Exhibition at Haparanda konsthall: Marie-Louise Ekman
17 June—31 July 2024
Exhibitions
Haparanda konsthall
You Can Do What You Want: Marie-Louise Ekman’s Art over Fifty Years
Love, everyday silliness, and toilet seat philosophy. The artist, professor, and playwright Marie-Louise Ekman will be exhibiting graphic artworks from five decades in her first tour of Norrbotten County, starting at the Gällivare Museum of Culture.
The exhibition “You Can Do What You Want: Marie-Louise Ekman’s Art over Fifty Years” opens on March 23, 2024. Through ten works, the audience will gain insight into the life of a remarkable artist who undoubtedly has mastered the art of multitasking. She has written both films and plays and worked as rector at the Royal Institute of Art as well as director of the Royal Dramatic Theatre in Stockholm, all the while remaining highly relevant as an artist.

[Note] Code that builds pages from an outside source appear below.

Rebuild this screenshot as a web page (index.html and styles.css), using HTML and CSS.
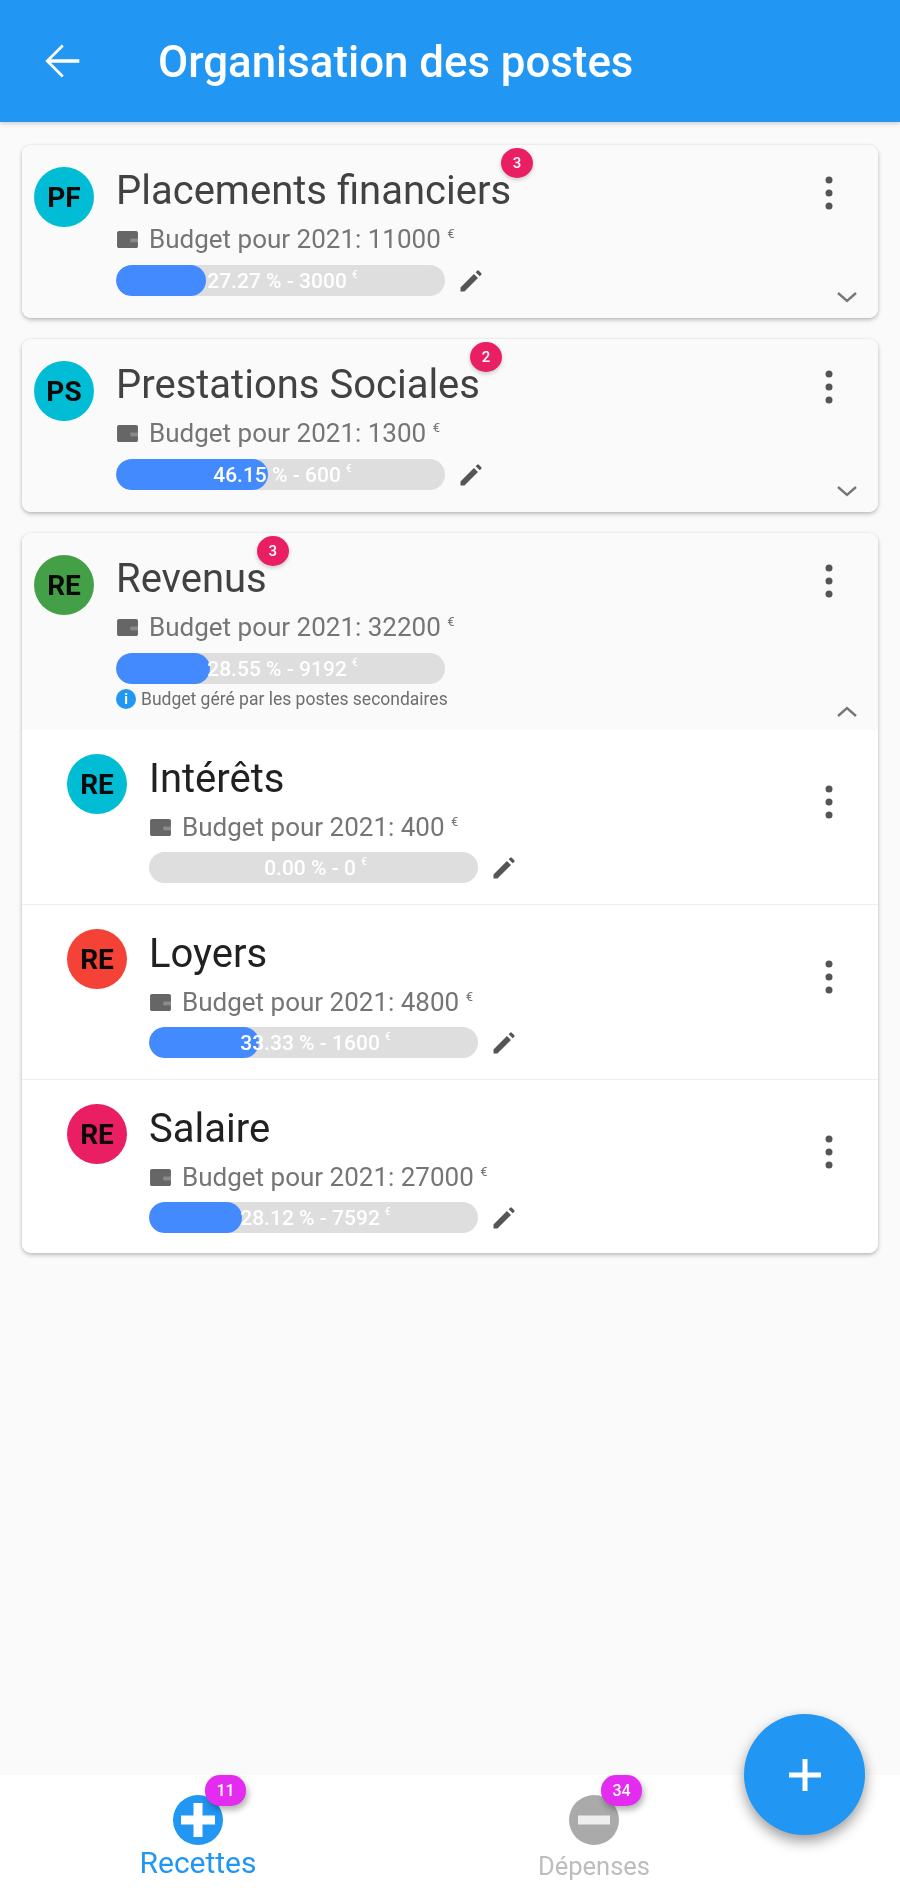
FILE: index.html
```html
<!DOCTYPE html>
<html lang="fr">
<head>
<meta charset="utf-8">
<title>Organisation des postes</title>
<link rel="stylesheet" href="styles.css">
</head>
<body>
<svg class="defs" width="0" height="0" aria-hidden="true">
  <symbol id="i-wallet" viewBox="0 0 24 20"><path d="M1 3c0-1.100.9-2 2-2h18c1.100 0 2 .9 2 2v14c0 1.100-.9 2-2 2H3c-1.100 0-2-.9-2-2z"/><rect x="15" y="9" width="8" height="4" fill="#fafafa" opacity=".25"/></symbol>
  <symbol id="i-edit" viewBox="0 0 24 24"><path d="M3 21v-3.400L14.500 6l3.500 3.500L6.400 21zM16 4.500l1.300-1.300a1 1 0 0 1 1.400 0l2.100 2.100a1 1 0 0 1 0 1.400L19.500 8z"/></symbol>
  <symbol id="i-more" viewBox="0 0 8 40"><circle cx="4" cy="7" r="3.500"/><circle cx="4" cy="20" r="3.500"/><circle cx="4" cy="33" r="3.500"/></symbol>
</svg>
<div class="app">
  <header class="appbar">
    <svg class="back" viewBox="0 0 24 24" aria-hidden="true"><path d="M20 11.200H6.900l5.900-5.900L11.900 4.400 4.300 12l7.600 7.600.9-.9-5.900-5.900H20z"/></svg>
    <h1 class="appbar-title">Organisation des postes</h1>
  </header>

  <main class="content">
    <section class="card">
      <div class="row parent">
        <div class="avatar cyan">PF</div>
        <div class="info">
          <div class="title"><span class="name">Placements financiers<span class="badge">3</span></span></div>
          <div class="budget"><svg class="wallet"><use href="#i-wallet"/></svg>Budget pour 2021: 11000 <sup>€</sup></div>
          <div class="bar-line">
            <div class="bar"><div class="fill" style="width:27.27%"></div><div class="bar-text">27.27 % - 3000 <sup>€</sup></div></div>
            <svg class="edit"><use href="#i-edit"/></svg>
          </div>
        </div>
        <div class="actions">
          <svg class="more"><use href="#i-more"/></svg>
          <svg class="chevron" viewBox="0 0 24 14"><path d="M3 3l9 8 9-8"/></svg>
        </div>
      </div>
    </section>

    <section class="card">
      <div class="row parent">
        <div class="avatar cyan">PS</div>
        <div class="info">
          <div class="title"><span class="name">Prestations Sociales<span class="badge">2</span></span></div>
          <div class="budget"><svg class="wallet"><use href="#i-wallet"/></svg>Budget pour 2021: 1300 <sup>€</sup></div>
          <div class="bar-line">
            <div class="bar"><div class="fill" style="width:46.15%"></div><div class="bar-text">46.15 % - 600 <sup>€</sup></div></div>
            <svg class="edit"><use href="#i-edit"/></svg>
          </div>
        </div>
        <div class="actions">
          <svg class="more"><use href="#i-more"/></svg>
          <svg class="chevron" viewBox="0 0 24 14"><path d="M3 3l9 8 9-8"/></svg>
        </div>
      </div>
    </section>

    <section class="card">
      <div class="row parent expanded">
        <div class="avatar green">RE</div>
        <div class="info">
          <div class="title"><span class="name">Revenus<span class="badge">3</span></span></div>
          <div class="budget"><svg class="wallet"><use href="#i-wallet"/></svg>Budget pour 2021: 32200 <sup>€</sup></div>
          <div class="bar-line">
            <div class="bar"><div class="fill" style="width:28.55%"></div><div class="bar-text">28.55 % - 9192 <sup>€</sup></div></div>
          </div>
          <div class="note"><span class="note-icon">i</span>Budget géré par les postes secondaires</div>
        </div>
        <div class="actions">
          <svg class="more"><use href="#i-more"/></svg>
          <svg class="chevron" viewBox="0 0 24 14"><path d="M3 11l9-8 9 8"/></svg>
        </div>
      </div>

      <div class="row child">
        <div class="avatar cyan">RE</div>
        <div class="info">
          <div class="title"><span class="name">Intérêts</span></div>
          <div class="budget"><svg class="wallet"><use href="#i-wallet"/></svg>Budget pour 2021: 400 <sup>€</sup></div>
          <div class="bar-line">
            <div class="bar"><div class="bar-text">0.00 % - 0 <sup>€</sup></div></div>
            <svg class="edit"><use href="#i-edit"/></svg>
          </div>
        </div>
        <div class="actions"><svg class="more"><use href="#i-more"/></svg></div>
      </div>

      <div class="row child">
        <div class="avatar red">RE</div>
        <div class="info">
          <div class="title"><span class="name">Loyers</span></div>
          <div class="budget"><svg class="wallet"><use href="#i-wallet"/></svg>Budget pour 2021: 4800 <sup>€</sup></div>
          <div class="bar-line">
            <div class="bar"><div class="fill" style="width:33.33%"></div><div class="bar-text">33.33 % - 1600 <sup>€</sup></div></div>
            <svg class="edit"><use href="#i-edit"/></svg>
          </div>
        </div>
        <div class="actions"><svg class="more"><use href="#i-more"/></svg></div>
      </div>

      <div class="row child last">
        <div class="avatar pink">RE</div>
        <div class="info">
          <div class="title"><span class="name">Salaire</span></div>
          <div class="budget"><svg class="wallet"><use href="#i-wallet"/></svg>Budget pour 2021: 27000 <sup>€</sup></div>
          <div class="bar-line">
            <div class="bar"><div class="fill" style="width:28.12%"></div><div class="bar-text">28.12 % - 7592 <sup>€</sup></div></div>
            <svg class="edit"><use href="#i-edit"/></svg>
          </div>
        </div>
        <div class="actions"><svg class="more"><use href="#i-more"/></svg></div>
      </div>
    </section>
  </main>

  <nav class="tabs">
    <div class="tab active">
      <div class="tab-icon">
        <svg viewBox="0 0 50 50" aria-hidden="true"><circle cx="25" cy="25" r="25"/><path class="glyph" d="M20.500 8h9v12.500H42v9H29.500V42h-9V29.500H8v-9h12.500z"/></svg>
        <span class="tab-badge">11</span>
      </div>
      <div class="tab-label">Recettes</div>
    </div>
    <div class="tab">
      <div class="tab-icon">
        <svg viewBox="0 0 50 50" aria-hidden="true"><circle cx="25" cy="25" r="25"/><path class="glyph" d="M9 20.500h32v9H9z"/></svg>
        <span class="tab-badge">34</span>
      </div>
      <div class="tab-label">Dépenses</div>
    </div>
  </nav>

  <button class="fab" type="button" aria-label="Ajouter">
    <svg viewBox="0 0 32 32" aria-hidden="true"><path d="M13.500 0h5v13.500H32v5H18.500V32h-5V18.500H0v-5h13.500z"/></svg>
  </button>
</div>
</body>
</html>
```

FILE: styles.css
```css
* { box-sizing: border-box; }
html, body { margin: 0; padding: 0; }
body { font-family: Roboto, "Liberation Sans", sans-serif; background: #fafafa; }
.defs { position: absolute; }

.app { position: relative; width: 900px; height: 1896px; display: flex; flex-direction: column; overflow: hidden; background: #fafafa; filter: blur(.7px); }

.appbar { height: 122px; flex: none; background: #2196f3; display: flex; align-items: center; padding-left: 36px; gap: 70px; box-shadow: 0 2px 4px rgba(0,0,0,.16); position: relative; z-index: 2; }
.back { width: 52px; height: 52px; fill: #fff; flex: none; margin-top: 0; }
.appbar-title { margin: 0; color: #fff; font-size: 43.800px; font-weight: 500; line-height: 50px; margin-top: 2px; }

.content { flex: 1; padding: 23px 22px 0; display: flex; flex-direction: column; gap: 21px; }

.card { background: #fff; border-radius: 9px; box-shadow: 0 2px 4px rgba(0,0,0,.25), 0 0 2px rgba(0,0,0,.08); overflow: hidden; flex: none; }

.row { display: flex; align-items: stretch; }
.parent { background: #fafafa; padding: 26px 0 22px 12px; gap: 22px; }
.parent.expanded { padding-bottom: 0; height: 197px; }
.child { background: #fff; padding: 29px 0 22px 45px; gap: 22px; height: 175px; border-bottom: 1px solid #eee; }
.child.last { border-bottom: 0; height: 173px; }

.avatar { width: 60px; height: 60px; margin-top: -4px; border-radius: 50%; flex: none; display: flex; align-items: center; justify-content: center; color: #0a0a0a; font-size: 28px; font-weight: 700; }
.child .avatar { margin-top: -5px; }
.cyan { background: #00bcd4; }
.green { background: #43a047; }
.red { background: #f44336; }
.pink { background: #e91e63; }

.info { flex: 1; min-width: 0; }
.title { height: 40px; display: flex; align-items: center; }
.name { position: relative; font-size: 40px; line-height: 40px; color: #424242; white-space: nowrap; }
.child .name { color: #212121; }

.badge { position: absolute; right: -22px; top: -23px; width: 32px; height: 30px; border-radius: 50%; background: #e91e63; color: #fff; font-size: 15px; font-weight: 500; line-height: 30px; text-align: center; box-shadow: 0 2px 4px rgba(0,0,0,.2); }

.budget { margin-top: 13px; height: 30px; display: flex; align-items: center; color: #757575; font-size: 26px; white-space: pre; }
.budget sup { font-size: 13px; align-self: flex-start; line-height: 20px; }
.wallet { width: 23px; height: 19px; fill: #666; margin-right: 10px; flex: none; }

.bar-line { margin-top: 11px; display: flex; align-items: center; gap: 12px; }
.child .bar-line { margin-top: 10px; }
.bar { position: relative; width: 329px; height: 31px; border-radius: 16px; background: #dedede; overflow: hidden; flex: none; }
.fill { height: 100%; background: #448aff; border-radius: 16px; }
.bar-text { position: absolute; inset: 0; display: flex; align-items: center; justify-content: center; padding-left: 4px; color: #fff; font-size: 21px; font-weight: 500; white-space: pre; }
.bar-text sup { font-size: 10px; align-self: flex-start; line-height: 20px; }
.edit { width: 28px; height: 28px; fill: #555; flex: none; }

.note { margin-top: 5px; height: 20px; display: flex; align-items: center; color: #6e6e6e; font-size: 17.500px; white-space: nowrap; }
.note-icon { width: 20px; height: 20px; border-radius: 50%; background: #2196f3; color: #fff; font-size: 14px; font-weight: 700; line-height: 20px; text-align: center; margin-right: 5px; flex: none; }

.actions { width: 110px; flex: none; display: flex; flex-direction: column; align-items: flex-end; justify-content: space-between; }
.more { width: 8px; height: 40px; fill: #555; margin-right: 45px; margin-top: 2px; flex: none; }
.chevron { width: 24px; height: 14px; fill: none; stroke: #777; stroke-width: 2.400; margin-right: 19px; flex: none; }
.parent .chevron { margin-bottom: -8px; }
.parent.expanded .chevron { margin-bottom: 11px; }
.child .actions { padding-top: 21px; }

.tabs { height: 121px; flex: none; background: #fff; padding-right: 108px; display: flex; }
.tab { flex: 1; display: flex; flex-direction: column; align-items: center; padding-top: 20px; color: #bdbdbd; }
.tab-icon { position: relative; width: 50px; height: 50px; }
.tab-icon svg { display: block; width: 50px; height: 50px; fill: #aaa; }
.tab-icon .glyph { fill: #fff; opacity: .8; }
.tab-badge { position: absolute; left: 32px; top: -20px; width: 41px; height: 31px; border-radius: 15px; background: #e32cf0; color: #fff; font-size: 16px; font-weight: 500; line-height: 31px; text-align: center; box-shadow: 2px 4px 6px rgba(0,0,0,.3); }
.tab-label { margin-top: 3px; font-size: 25.500px; line-height: 36px; }
.active { color: #2196f3; }
.active .tab-icon svg { fill: #2196f3; }
.active .tab-icon .glyph { opacity: 1; }
.active .tab-label { font-size: 30px; margin-top: 0; }

.fab { position: absolute; left: 744px; top: 1714px; width: 121px; height: 121px; padding: 0; border: 0; border-radius: 50%; background: #2196f3; display: flex; align-items: center; justify-content: center; box-shadow: 0 6px 14px rgba(0,0,0,.4); }
.fab svg { width: 32px; height: 32px; fill: #fff; }
```
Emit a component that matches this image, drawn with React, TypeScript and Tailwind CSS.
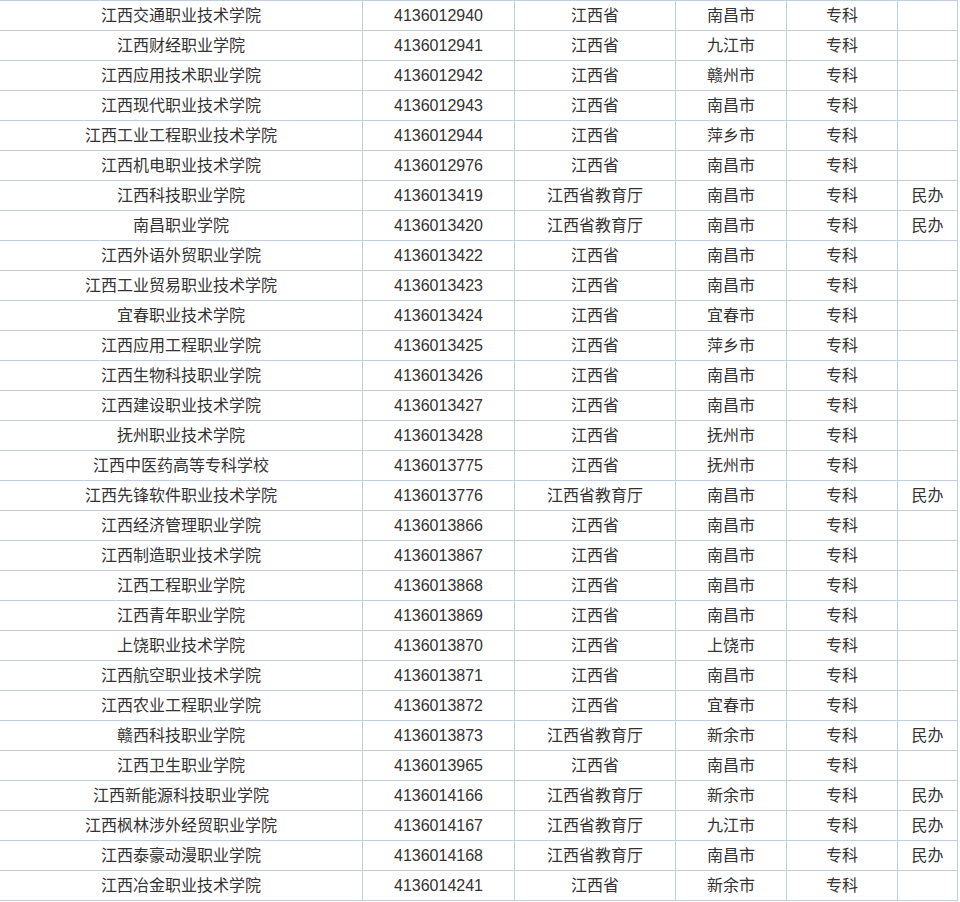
import React from "react";

const rows: [string, string, string, string, string, string][] = [
  ["江西交通职业技术学院", "4136012940", "江西省", "南昌市", "专科", ""],
  ["江西财经职业学院", "4136012941", "江西省", "九江市", "专科", ""],
  ["江西应用技术职业学院", "4136012942", "江西省", "赣州市", "专科", ""],
  ["江西现代职业技术学院", "4136012943", "江西省", "南昌市", "专科", ""],
  ["江西工业工程职业技术学院", "4136012944", "江西省", "萍乡市", "专科", ""],
  ["江西机电职业技术学院", "4136012976", "江西省", "南昌市", "专科", ""],
  ["江西科技职业学院", "4136013419", "江西省教育厅", "南昌市", "专科", "民办"],
  ["南昌职业学院", "4136013420", "江西省教育厅", "南昌市", "专科", "民办"],
  ["江西外语外贸职业学院", "4136013422", "江西省", "南昌市", "专科", ""],
  ["江西工业贸易职业技术学院", "4136013423", "江西省", "南昌市", "专科", ""],
  ["宜春职业技术学院", "4136013424", "江西省", "宜春市", "专科", ""],
  ["江西应用工程职业学院", "4136013425", "江西省", "萍乡市", "专科", ""],
  ["江西生物科技职业学院", "4136013426", "江西省", "南昌市", "专科", ""],
  ["江西建设职业技术学院", "4136013427", "江西省", "南昌市", "专科", ""],
  ["抚州职业技术学院", "4136013428", "江西省", "抚州市", "专科", ""],
  ["江西中医药高等专科学校", "4136013775", "江西省", "抚州市", "专科", ""],
  ["江西先锋软件职业技术学院", "4136013776", "江西省教育厅", "南昌市", "专科", "民办"],
  ["江西经济管理职业学院", "4136013866", "江西省", "南昌市", "专科", ""],
  ["江西制造职业技术学院", "4136013867", "江西省", "南昌市", "专科", ""],
  ["江西工程职业学院", "4136013868", "江西省", "南昌市", "专科", ""],
  ["江西青年职业学院", "4136013869", "江西省", "南昌市", "专科", ""],
  ["上饶职业技术学院", "4136013870", "江西省", "上饶市", "专科", ""],
  ["江西航空职业技术学院", "4136013871", "江西省", "南昌市", "专科", ""],
  ["江西农业工程职业学院", "4136013872", "江西省", "宜春市", "专科", ""],
  ["赣西科技职业学院", "4136013873", "江西省教育厅", "新余市", "专科", "民办"],
  ["江西卫生职业学院", "4136013965", "江西省", "南昌市", "专科", ""],
  ["江西新能源科技职业学院", "4136014166", "江西省教育厅", "新余市", "专科", "民办"],
  ["江西枫林涉外经贸职业学院", "4136014167", "江西省教育厅", "九江市", "专科", "民办"],
  ["江西泰豪动漫职业学院", "4136014168", "江西省教育厅", "南昌市", "专科", "民办"],
  ["江西冶金职业技术学院", "4136014241", "江西省", "新余市", "专科", ""],
];

const cell =
  "flex items-center justify-center border-r border-[#c3cedd] whitespace-nowrap overflow-hidden";

export default function App() {
  return (
    <div
      className="bg-white text-[#333333] text-[16px] w-[960px] leading-none"
      style={{ fontFamily: '"Liberation Sans", Arial, "Noto Sans CJK SC", sans-serif' }}
    >
      <div className="w-[958px] border-t border-[#c3cedd]">
        {rows.map((r, i) => (
          <div key={i} className="flex h-[30px] border-b border-[#c3cedd]">
            <div className={`${cell} w-[363px]`}>{r[0]}</div>
            <div className={`${cell} w-[152px]`}>{r[1]}</div>
            <div className={`${cell} w-[161px]`}>{r[2]}</div>
            <div className={`${cell} w-[111px]`}>{r[3]}</div>
            <div className={`${cell} w-[111px]`}>{r[4]}</div>
            <div className={`${cell} w-[60px]`}>{r[5]}</div>
          </div>
        ))}
      </div>
    </div>
  );
}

Among the works in the exhibition, we find Kärlek (Love) from 1976, the background of which has taken inspiration from the textile pattern creations of her partner at the time, Carl-John De Geer. Here we see a couple in an embrace, but on the fingers of the woman are tiny figures with fingers of their own, scratching at the man’s cheek. Another famous work is the iconic På toaletten (On the toilet), otherwise known as Aftonsnabeln (a play on the Swedish daily newspaper Aftonbladet), which provides a mocking commentary of newspapers’ tendency to focus on gossip and trivialities rather than death and war.
During the 1960s, Marie-Louise Ekman was an influential voice in the group that worked on the underground journal Puss (Kiss). She went on to create films and has more than ten titles to her name. She later became an influential professor and rector of the Royal Institute of Art. On top of this she has directed several plays and was from 2009 to 2014 director of the Royal Dramatic Theatre in Stockholm. Throughout the years, she has continued to work with graphic art in different ways, with themes centered around relationships and the absurdity of daily life.
Relationships and meetings between people play a central role in Ekman’s artistry, which encompasses painting, three-dimensional work, appliqués, cinema, theatre, television series, and—not least—graphic art. Political, erotic, and artistic taboos are overridden in her playful “naïve pop” art style, which usually depicts mundane scenes from the home. There is a mix of references to the Pop Art of the 1960s and the naïve forms of expression seen among other self-taught artists and in children’s book illustrations. Alongside this is usually an element of the wildly absurd. Theatre as both a visual form and metaphor continually appear in her narrative scenes, regardless of technique or genre.
Ekman was one of the first artists in Sweden who embraced the popular culture that came about during the rise of the Social Democratic welfare state. She did this from the perspective of a young woman, and at times from the perspective of a child. The bedroom of the young girl became an aesthetic language in and of itself, dominated by the color pink, and crafting became an artistic method. When the director of Moderna Museet’s Pontus Hultén purchased her large silk appliqué with the title Fiskbullar i hummersås (Fish balls in lobster sauce) in 1968, Sweden was granted one of its first pop art icons, with a feminist edge. She became the first ever female professor at the Royal Institute of Art when she was appointed in 1984, after two hundred and fifty years of the school’s existence.
The exhibition will travel to Haparanda konsthall from June 18 to July 31, and Råneå konsthall from September 7 to October 6, 2024.